Parece absurdo e é. Parece impossível que adultos acreditem nisso, se você não conhece a dinâmica dos grupos de fanáticos políticos. São pessoas que arriscaram a própria vida tomando remédio de piolho no lugar de vacina. Ali, não há fatos que contrariem argumentos.
O Brasil está dividido em três, segundo as urnas. São 57 milhões de eleitores que querem Lula. Outros 51 milhões querem Bolsonaro. Entre quem quer outros candidatos, brancos, nulos e abstenções, temos 48 milhões. São esses últimos que darão o veredito no próximo domingo.
Quem rejeita o lulismo e o bolsonarismo geralmente é contra radicalização política. Para esses eleitores, o efeito Roberto Jefferson é uma bomba. A violência ultrapassou completamente o aceitável e preocupa o incentivo que o episódio pode representar para outros militantes radicais. É o temido "efeito Capitólio". O evento pode fazer com que antipetistas dispostos a tapar o nariz e votar em Bolsonaro pensem se realmente vale a pena sair de casa para votar.

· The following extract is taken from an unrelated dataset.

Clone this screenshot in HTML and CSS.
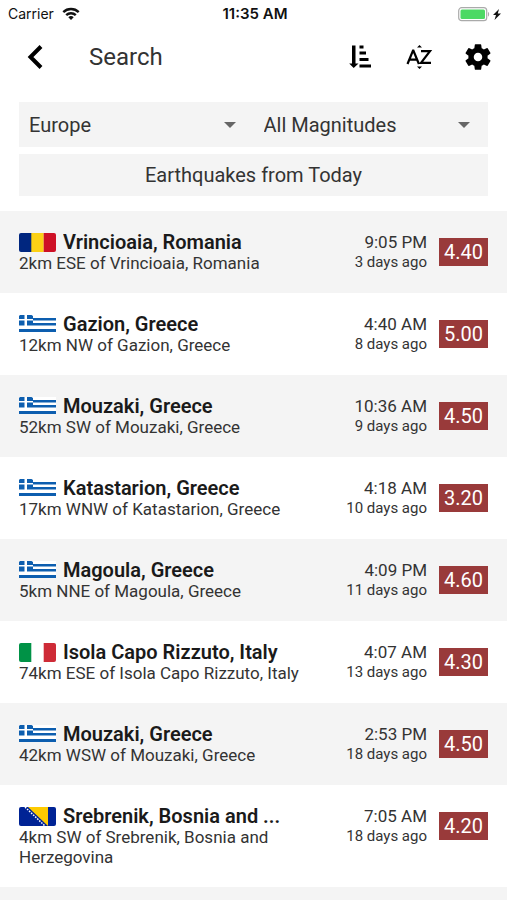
FILE: index.html
```
<!DOCTYPE html>
<html lang="en">
  <head>
    <meta charset="UTF-8" />
    <meta name="viewport" content="width=device-width, initial-scale=1.0" />
    <title>Search</title>
    <link rel="stylesheet" href="styles.css">
  </head>
  <body>
    <!-- Flags, reused by the rows -->
    <svg class="sprite" aria-hidden="true">
      <symbol id="flag-ro" viewBox="0 0 37 19">
        <path fill="#00267f" d="M2 0h11v19H2a2 2 0 0 1-2-2V2a2 2 0 0 1 2-2z" />
        <path fill="#fcd116" d="M12.300 0h12.400v19H12.300z" />
        <path fill="#ce1126" d="M24.700 0H35a2 2 0 0 1 2 2v15a2 2 0 0 1-2 2H24.700z" />
      </symbol>
      <symbol id="flag-it" viewBox="0 0 37 19">
        <path fill="#fff" d="M12 0h13v19H12z" />
        <path fill="#009246" d="M2 0h10.300v19H2a2 2 0 0 1-2-2V2a2 2 0 0 1 2-2z" />
        <path fill="#ce2b37" d="M24.700 0H35a2 2 0 0 1 2 2v15a2 2 0 0 1-2 2H24.700z" />
      </symbol>
      <symbol id="flag-gr" viewBox="0 0 37 19">
        <path fill="#fff" d="M0 0h37v17H0z" />
        <path fill="#0d5eaf" d="M1 0h4.500v4H0V1zM8 0h4.500l1.500 1v3H8zM0 5.500h5.500v5H0zM8 5.500h6v5H8z" />
        <path fill="#0d5eaf" d="M14 3h23v2.500H14zM14 8h23v2.500H14zM0 14h37v3H0z" />
      </symbol>
      <symbol id="flag-ba" viewBox="0 0 37 19">
        <rect width="37" height="19" rx="2" fill="#002395" />
        <path fill="#fecb00" d="M9 0h20v19z" />
        <path stroke="#fff" stroke-width="1.500" stroke-dasharray="1.600 1.200" d="M6 0l20 19" />
      </symbol>
    </svg>

    <div class="status-bar">
      <div class="carrier">
        <span>Carrier</span>
        <svg width="18" height="14" viewBox="0 0 18 14" aria-hidden="true">
          <g fill="none" stroke="#111" stroke-width="2.400">
            <path d="M1.300 5.200a11 11 0 0 1 15.400 0" />
            <path d="M4.200 8.200a6.900 6.900 0 0 1 9.600 0" />
          </g>
          <path fill="#111" d="M9 13L6.300 10.300a3.900 3.900 0 0 1 5.400 0z" />
        </svg>
      </div>
      <div class="clock">11:35 AM</div>
      <div class="battery">
        <svg width="44" height="16" viewBox="0 0 44 16" aria-hidden="true">
          <rect x="0.700" y="1.700" width="28" height="13" rx="3" fill="#fff" stroke="#aaa" stroke-width="1.200" />
          <rect x="2.500" y="3.500" width="24.500" height="9.500" rx="1.500" fill="#4cd964" />
          <path fill="#aaa" d="M30 6c1.500.5 1.500 4 0 4.500z" />
          <path fill="#111" d="M41 3l-6 6h3l-1.500 5 6.500-6.500h-3.200z" />
        </svg>
      </div>
    </div>

    <header class="toolbar">
      <button class="icon-btn" type="button" aria-label="Back">
        <svg width="32" height="32" viewBox="0 0 32 32" aria-hidden="true">
          <path fill="none" stroke="#000" stroke-width="4" d="M22 5.500L11.500 16 22 26.500" />
        </svg>
      </button>
      <h1>Search</h1>
      <div class="actions">
        <button class="icon-btn" type="button" aria-label="Sort by magnitude">
          <svg width="32" height="32" viewBox="0 0 32 32" aria-hidden="true">
            <path d="M8 4.500h3.500v18h3L9.700 27 5.200 22.500H8zM15.500 4.500h4v3h-4zM15.500 10.500h6.500v3h-6.500zM15.500 17h9v3h-9zM15.500 23.500H27v3H15.500z" />
          </svg>
        </button>
        <button class="icon-btn" type="button" aria-label="Sort by name">
          <svg width="32" height="32" viewBox="0 0 32 32" aria-hidden="true">
            <path fill="none" stroke="#000" stroke-width="2.200" d="M4.500 23L10 9.500h.4L15.900 23M6.300 18.700h7.800M18 10.200h9L18 21.900H28" />
            <path d="M16.500 4l2.500 2.500h-5zM16.500 28l2.500-2.500h-5z" />
          </svg>
        </button>
        <button class="icon-btn" type="button" aria-label="Settings">
          <svg width="32" height="32" viewBox="0 0 24 24" aria-hidden="true">
            <path d="M19.140 12.940c.04-.3.060-.61.060-.94s-.02-.64-.07-.94l2.030-1.580a.49.49 0 0 0 .12-.61l-1.920-3.320a.49.49 0 0 0-.59-.22l-2.390.96a7 7 0 0 0-1.620-.94l-.36-2.540a.48.48 0 0 0-.48-.41h-3.840a.47.47 0 0 0-.47.41l-.36 2.540c-.59.240-1.130.570-1.620.94l-2.390-.96a.48.48 0 0 0-.59.220L2.740 8.870a.47.47 0 0 0 .12.61l2.030 1.580c-.05.3-.09.630-.09.940s.02.640.07.940l-2.030 1.580a.49.49 0 0 0-.12.610l1.920 3.320c.12.220.370.290.590.220l2.390-.96c.5.380 1.030.700 1.620.940l.36 2.540c.05.240.240.410.480.410h3.840c.24 0 .44-.17.470-.41l.36-2.540a7 7 0 0 0 1.620-.94l2.390.96c.22.080.470 0 .59-.22l1.920-3.320a.47.47 0 0 0-.12-.61zM12 15.200a3.200 3.200 0 1 1 0-6.400 3.200 3.200 0 0 1 0 6.400z" />
          </svg>
        </button>
      </div>
    </header>

    <div class="filters">
      <div class="selects">
        <label class="select-wrap">
          <select aria-label="Region">
            <option>Europe</option>
          </select>
        </label>
        <label class="select-wrap">
          <select aria-label="Magnitude">
            <option>All Magnitudes</option>
          </select>
        </label>
      </div>
      <button class="date-btn" type="button">Earthquakes from Today</button>
    </div>

    <ul class="quakes">
      <li class="quake">
        <div class="info">
          <div class="place">
            <svg class="flag" aria-hidden="true"><use href="#flag-ro" /></svg>
            <h2>Vrincioaia, Romania</h2>
          </div>
          <p>2km ESE of Vrincioaia, Romania</p>
        </div>
        <div class="when">
          <div class="time">9:05 PM</div>
          <div class="ago">3 days ago</div>
        </div>
        <div class="magnitude">4.40</div>
      </li>
      <li class="quake">
        <div class="info">
          <div class="place">
            <svg class="flag" aria-hidden="true"><use href="#flag-gr" /></svg>
            <h2>Gazion, Greece</h2>
          </div>
          <p>12km NW of Gazion, Greece</p>
        </div>
        <div class="when">
          <div class="time">4:40 AM</div>
          <div class="ago">8 days ago</div>
        </div>
        <div class="magnitude">5.00</div>
      </li>
      <li class="quake">
        <div class="info">
          <div class="place">
            <svg class="flag" aria-hidden="true"><use href="#flag-gr" /></svg>
            <h2>Mouzaki, Greece</h2>
          </div>
          <p>52km SW of Mouzaki, Greece</p>
        </div>
        <div class="when">
          <div class="time">10:36 AM</div>
          <div class="ago">9 days ago</div>
        </div>
        <div class="magnitude">4.50</div>
      </li>
      <li class="quake">
        <div class="info">
          <div class="place">
            <svg class="flag" aria-hidden="true"><use href="#flag-gr" /></svg>
            <h2>Katastarion, Greece</h2>
          </div>
          <p>17km WNW of Katastarion, Greece</p>
        </div>
        <div class="when">
          <div class="time">4:18 AM</div>
          <div class="ago">10 days ago</div>
        </div>
        <div class="magnitude">3.20</div>
      </li>
      <li class="quake">
        <div class="info">
          <div class="place">
            <svg class="flag" aria-hidden="true"><use href="#flag-gr" /></svg>
            <h2>Magoula, Greece</h2>
          </div>
          <p>5km NNE of Magoula, Greece</p>
        </div>
        <div class="when">
          <div class="time">4:09 PM</div>
          <div class="ago">11 days ago</div>
        </div>
        <div class="magnitude">4.60</div>
      </li>
      <li class="quake">
        <div class="info">
          <div class="place">
            <svg class="flag" aria-hidden="true"><use href="#flag-it" /></svg>
            <h2>Isola Capo Rizzuto, Italy</h2>
          </div>
          <p>74km ESE of Isola Capo Rizzuto, Italy</p>
        </div>
        <div class="when">
          <div class="time">4:07 AM</div>
          <div class="ago">13 days ago</div>
        </div>
        <div class="magnitude">4.30</div>
      </li>
      <li class="quake">
        <div class="info">
          <div class="place">
            <svg class="flag" aria-hidden="true"><use href="#flag-gr" /></svg>
            <h2>Mouzaki, Greece</h2>
          </div>
          <p>42km WSW of Mouzaki, Greece</p>
        </div>
        <div class="when">
          <div class="time">2:53 PM</div>
          <div class="ago">18 days ago</div>
        </div>
        <div class="magnitude">4.50</div>
      </li>
      <li class="quake">
        <div class="info">
          <div class="place">
            <svg class="flag" aria-hidden="true"><use href="#flag-ba" /></svg>
            <h2>Srebrenik, Bosnia and ...</h2>
          </div>
          <p>4km SW of Srebrenik, Bosnia and Herzegovina</p>
        </div>
        <div class="when">
          <div class="time">7:05 AM</div>
          <div class="ago">18 days ago</div>
        </div>
        <div class="magnitude">4.20</div>
      </li>
    </ul>
  </body>
</html>
```
FILE: styles.css
```
* {
  box-sizing: border-box;
}
body {
  font-family: Roboto, sans-serif;
  background-color: #f4f4f4;
  color: #333333;
  margin: 0;
  min-height: 100vh;
}
h1,
h2,
p,
ul {
  margin: 0;
  padding: 0;
}
button,
select {
  font-family: inherit;
  color: inherit;
  border: none;
  border-radius: 0;
  cursor: pointer;
}
svg {
  display: block;
  flex-shrink: 0;
}
.sprite {
  position: absolute;
  width: 0;
  height: 0;
}
.status-bar {
  display: grid;
  grid-template-columns: 1fr auto 1fr;
  align-items: center;
  height: 27px;
  padding: 0 5px 0 8px;
  background-color: #ffffff;
  color: #111111;
  font-family: Inter, sans-serif;
  font-size: 14px;
}
.carrier {
  display: flex;
  align-items: center;
  gap: 8px;
}
.clock {
  font-size: 15px;
  font-weight: 600;
}
.battery {
  display: flex;
  justify-content: flex-end;
}
.toolbar {
  display: flex;
  align-items: center;
  height: 59px;
  padding: 0 13px 0 19px;
  background-color: #ffffff;
}
.toolbar h1 {
  flex: 1;
  margin-left: 38px;
  font-size: 24px;
  font-weight: 400;
}
.actions {
  display: flex;
  gap: 27px;
}
.icon-btn {
  padding: 0;
  background: none;
}
.filters {
  padding: 16px 19px 15px;
  background-color: #ffffff;
}
.selects {
  display: grid;
  grid-template-columns: 1fr 1fr;
  background-color: #f4f4f4;
}
.select-wrap {
  position: relative;
}
.select-wrap select {
  appearance: none;
  display: block;
  width: 100%;
  height: 45px;
  padding: 0 32px 0 10px;
  background: none;
  font-size: 20px;
}
.select-wrap::after {
  content: "";
  position: absolute;
  top: 20px;
  right: 18px;
  border: 6px solid transparent;
  border-top-color: #666666;
  border-bottom: none;
  pointer-events: none;
}
.date-btn {
  display: block;
  width: 100%;
  height: 42px;
  margin-top: 7px;
  background-color: #f4f4f4;
  font-size: 20px;
}
.quakes {
  list-style: none;
}
.quake {
  display: flex;
  align-items: flex-start;
  padding: 20px 19px;
  background-color: #ffffff;
}
.quake:nth-child(odd) {
  background-color: #f4f4f4;
}
.info {
  flex: 1;
  min-width: 0;
}
.place {
  display: flex;
  align-items: center;
  gap: 7px;
}
.flag {
  width: 37px;
  height: 19px;
}
.place h2 {
  overflow: hidden;
  white-space: nowrap;
  text-overflow: ellipsis;
  color: #1a1a1a;
  font-size: 20px;
  line-height: 22px;
  font-weight: 600;
}
.info p {
  font-size: 17px;
  line-height: 20px;
}
.when {
  width: 100px;
  text-align: right;
}
.time {
  font-size: 17px;
  line-height: 22px;
}
.ago {
  font-size: 15px;
  line-height: 18px;
}
.magnitude {
  width: 49px;
  margin: 7px 0 0 12px;
  background-color: #993a3a;
  color: #ffffff;
  font-size: 20px;
  line-height: 28px;
  text-align: center;
}
```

Também pode fazer com que antibolsonaristas decididos a lavar as mãos no segundo turno se animem a tapar o nariz e votar em Lula para virar oposição a ele no minuto seguinte.
Contra o petista nessa história, só a militância do tipo abraço de afogado, que já está xingando a polícia federal. A esquerda cirandeira virou especialista em negociação e está dizendo que foi amistosa demais. Vício em superioridade moral é fogo. Iniciamos uma semana tensa e histórica em que há apenas uma certeza: independentemente do vencedor no domingo, o Brasil continuará dividido.